The song sedates the audience into the brothers’ space and mind, only to be shaken out of it by the devastating, but no less loving ending. More humorously, The Fates 3 in “Wig Out!,” a sassy-wise chorus, do a fierce lip-sync to “Alone Tonight” from Spike Lee’s “School Daze.” McCraney loves music and dance. A longtime fan of Alvin Ailey American Dance Theater, in March McCraney and some of the cast went to see the company perform Ron K. Brown’s ballet, “Grace,” McCraney’s “favorite piece ever,” at the Auditorium Theatre. “We went twice,” and subsequently he played with aspects of what they saw in that week’s rehearsals. He doesn’t fancy himself a dancer, but Landau says she’d easily cast him in a dance piece, or as Richard II. He’s a kind of modern-day renaissance man. McCraney’s transmutation of one form into another is something that Landau admires about the playwright—his awareness of space, light and music in addition to his words. He also takes an active role in the production’s design.
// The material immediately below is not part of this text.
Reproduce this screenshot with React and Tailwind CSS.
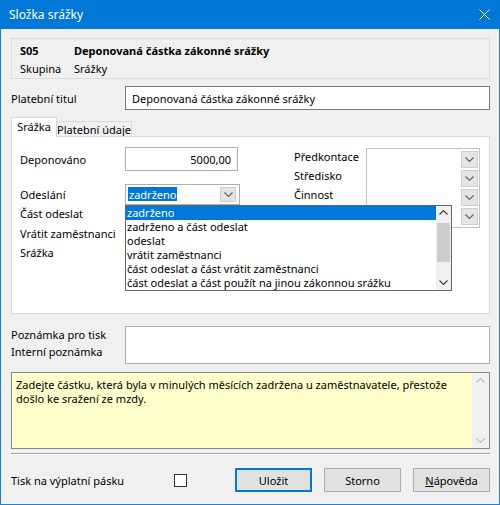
import React from "react";

const font = { fontFamily: '"Noto Sans", "Segoe UI", sans-serif' };

function Chevron({ up = false, color = "#606060" }) {
  return (
    <svg width="9" height="5" viewBox="0 0 9 5" className={up ? "rotate-180" : ""}>
      <path d="M0.5 0.5 L4.5 4.5 L8.5 0.5" fill="none" stroke={color} strokeWidth="1.1" />
    </svg>
  );
}

function ComboButton({ className = "" }) {
  return (
    <div className={`flex items-center justify-center bg-[#e5e5e5] border border-[#cfcfcf] ${className}`}>
      <Chevron />
    </div>
  );
}

const options = [
  "zadrženo",
  "zadrženo a část odeslat",
  "odeslat",
  "vrátit zaměstnanci",
  "část odeslat a část vrátit zaměstnanci",
  "část odeslat a část použít na jinou zákonnou srážku",
];

export default function App() {
  return (
    <div
      style={font}
      className="w-[500px] h-[505px] flex flex-col bg-[#f0f0f0] border border-t-0 border-[#1a82d6] text-[11px] text-black leading-none"
    >
      {/* Title bar */}
      <div className="h-[29px] -mx-px bg-[#0078d7] text-white flex items-center justify-between pl-[9px] pr-[10px]">
        <span className="text-[12px]">Složka srážky</span>
        <svg width="11" height="11" viewBox="0 0 11 11">
          <path d="M0.5 0.5 L10.5 10.5 M10.5 0.5 L0.5 10.5" stroke="white" strokeWidth="1" />
        </svg>
      </div>

      <div className="flex flex-col pl-[10px] pr-[9px]">
        {/* Header */}
        <div className="mt-[9px] h-[41px] border border-[#dcdcdc] px-[8px] pt-[2px] flex flex-col">
          <div className="h-[18px] flex items-center font-bold">
            <span className="w-[54px]">S05</span>
            <span>Deponovaná částka zákonné srážky</span>
          </div>
          <div className="h-[18px] flex items-center">
            <span className="w-[54px]">Skupina</span>
            <span>Srážky</span>
          </div>
        </div>

        {/* Platební titul */}
        <div className="mt-[7px] flex items-center">
          <span className="w-[114px]">Platební titul</span>
          <div className="flex-1 h-[24px] bg-white border border-[#7a7a7a] flex items-center px-[6px]">
            Deponovaná částka zákonné srážky
          </div>
        </div>

        {/* Tabs */}
        <div className="mt-[7px] flex items-end h-[19px]">
          <div className="h-[20px] w-[46px] bg-white border border-b-0 border-[#d9d9d9] flex items-center justify-center relative z-10 -mb-px pb-[2px]">
            Srážka
          </div>
          <div className="h-[15px] w-[75px] border border-l-0 border-b-0 border-[#d9d9d9] bg-[#f0f0f0] flex items-center justify-center">
            Platební údaje
          </div>
        </div>

        {/* Tab panel */}
        <div className="h-[178px] bg-white border border-[#d9d9d9] relative">
          <div className="flex pt-[10px] pl-[8px]">
            {/* Left column */}
            <div className="flex flex-col w-[274px]">
              <div className="flex items-center h-[24px]">
                <span className="w-[105px]">Deponováno</span>
                <div className="w-[113px] h-[24px] border border-[#adadad] flex items-center justify-end px-[6px]">
                  5000,00
                </div>
              </div>
              <div className="flex items-center h-[20px] mt-[13px]">
                <span className="w-[105px]">Odeslání</span>
                <div className="relative w-[115px] h-[21px] border border-[#adadad] flex items-center pl-[2px]">
                  <span className="bg-[#0078d7] text-white h-[14px] flex items-center px-px">zadrženo</span>
                  <ComboButton className="absolute right-[3px] top-[2px] w-[16px] h-[15px]" />
                  {/* Dropped list */}
                  <div className="absolute left-[-1px] top-[20px] w-[327px] bg-white border border-[#646464] z-20 flex">
                    <div className="flex-1 flex flex-col">
                      {options.map((o, i) => (
                        <div
                          key={o}
                          className={`h-[14px] flex items-center px-[1px] whitespace-nowrap ${
                            i === 0 ? "bg-[#0078d7] text-white" : ""
                          }`}
                        >
                          {o}
                        </div>
                      ))}
                    </div>
                    <div className="w-[15px] bg-[#f0f0f0] flex flex-col items-center">
                      <div className="h-[14px] flex items-center">
                        <Chevron up color="#404040" />
                      </div>
                      <div className="w-[13px] h-[39px] bg-[#cdcdcd] mt-[3px]" />
                      <div className="flex-1" />
                      <div className="h-[14px] flex items-center">
                        <Chevron color="#404040" />
                      </div>
                    </div>
                  </div>
                </div>
              </div>
              <div className="flex flex-col">
                <span className="h-[19px] flex items-center">Část odeslat</span>
                <span className="h-[20px] flex items-center">Vrátit zaměstnanci</span>
                <span className="h-[19px] flex items-center">Srážka</span>
              </div>
            </div>

            {/* Right column */}
            <div className="flex">
              <div className="flex flex-col w-[72px]">
                <span className="h-[19px] flex items-center">Předkontace</span>
                <span className="h-[19px] flex items-center">Středisko</span>
                <span className="h-[19px] flex items-center">Činnost</span>
              </div>
              <div className="w-[114px] h-[80px] border border-[#c3c3c3] flex justify-end pr-[1px] pt-[2px] mt-px">
                <div className="flex flex-col gap-[2px]">
                  <ComboButton className="w-[17px] h-[17px]" />
                  <ComboButton className="w-[17px] h-[17px]" />
                  <ComboButton className="w-[17px] h-[17px]" />
                  <ComboButton className="w-[17px] h-[17px]" />
                </div>
              </div>
            </div>
          </div>
        </div>

        {/* Poznámky */}
        <div className="mt-[12px] flex items-start">
          <div className="w-[114px] flex flex-col">
            <span className="h-[17px] flex items-center">Poznámka pro tisk</span>
            <span className="h-[17px] flex items-center">Interní poznámka</span>
          </div>
          <div className="flex-1 h-[38px] bg-white border border-[#adadad]" />
        </div>

        {/* Help note */}
        <div className="mt-[8px] h-[77px] border border-[#828790] bg-[#ffffcc] flex">
          <div className="flex-1 min-w-0 px-[4px] pt-[5px] leading-[14px]">
            Zadejte částku, která byla v minulých měsících zadržena u zaměstnavatele, přestože došlo ke sražení ze mzdy.
          </div>
          <div className="w-[17px] shrink-0 bg-[#f0f0f0] flex flex-col items-center justify-between py-[5px]">
            <Chevron up color="#c0c0c0" />
            <Chevron color="#c0c0c0" />
          </div>
        </div>

        {/* Separator */}
        <div className="mt-[4px] border-t border-[#a0a0a0] border-b border-b-white" />

        {/* Bottom row */}
        <div className="mt-[13px] flex items-center">
          <span className="w-[163px]">Tisk na výplatní pásku</span>
          <div className="w-[13px] h-[13px] border border-[#333333] bg-white" />
          <div className="ml-auto flex gap-[12px]">
            <button className="w-[77px] h-[24px] bg-[#e1e1e1] border-2 border-[#0078d7]">Uložit</button>
            <button className="w-[77px] h-[24px] bg-[#e1e1e1] border border-[#adadad]">Storno</button>
            <button className="w-[77px] h-[24px] bg-[#e1e1e1] border border-[#adadad]">
              <span className="underline">N</span>ápověda
            </button>
          </div>
        </div>
      </div>
    </div>
  );
}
Landau, who generally prefers not directing new plays, was immediately attracted to McCraney’s style. “Head of Passes” is proving the playwright’s acuity for not only the mythological, but the biblical too—the difference being that faith is incredibly risky terrain in the American theater, which Lavey describes as mostly “secular.” It’s not as though there aren’t plentiful religion-related plays. “Late Nite Catechism” has been playing across the street from Steppenwolf at the Royal George for decades. But plays of and about faith apart from the religions’ institutions—those, we don’t see much of. Landau says this is “brave” for McCraney to be treading the murky waters of faith that many artists dare not tread. For Landau’s part, she’s so pleased to be riding in his wake.
Over two days in October 2012, the first workshop of “Head of Passes” was held. This was before any line of dialogue or stage direction had been written, and the writer and the room were a veritable tabula rasa. With no text by McCraney, the group—including McCraney, Landau, current cast members Glenn Davis and Cheryl Lynn Bruce, and three or four other actors—sat down around a table and simply read aloud “The Book of Job.” “It was fun. I have to admit that I’m kind of geeky about that stuff,” says the closet scholar. “That stuff I can actually do forever. It’s the other stuff that’s like…” He makes a sideways face. By this, he means the act of justifying his choices with longwinded reasoning. Something McCraney loves about Steppenwolf and this process in particular is that the company is so intent on being solely about the work, and not “the other stuff.” He’s had no roadblocks or impediments along the way. From deciding to make the Job character a black woman, to setting it on the Head of Passes along the southern portion of the Mississippi River, to cutting what he wants to cut and adding what he wants to add, the theater company has been completely supportive.
“We [workshopped] for like a week, and eventually we sort of had to get to the point of what is it evoking in us personally. And that kind of became a much easier, more concise conversation because the ‘Book of Job’ can be sweeping, and you can get into it in a whole lot of ways. But at the end of the day, it will only affect you personally, to the core, in an idiosyncratic way. The way it felt to me is not going to be the way it feels to you personally. Whatever that means.” After that initial workshop, McCraney felt he had enough to go off of, and began to write. A great deal of what was discovered during that workshop ended up in the play’s final production, if you can call it that. McCraney insists that, as a playwright, he is never completely finished with a play—only with drafts.
Landau says this is one of McCraney’s only plays “with a concrete, representative structure.” Though it will, at first, seem to be the sort of standard fare she refers to as “a play play,” the work breaks free of the conventions it initially establishes, as one might expect of McCraney. “It’s not a trick” though. The intent, in fact, is just the opposite. Their goal is to welcomingly envelop the audience in a homey environment. So, logically, the central focus of David Gallo’s set is a sizable white house, with a well-realized interior and a physical life of its own.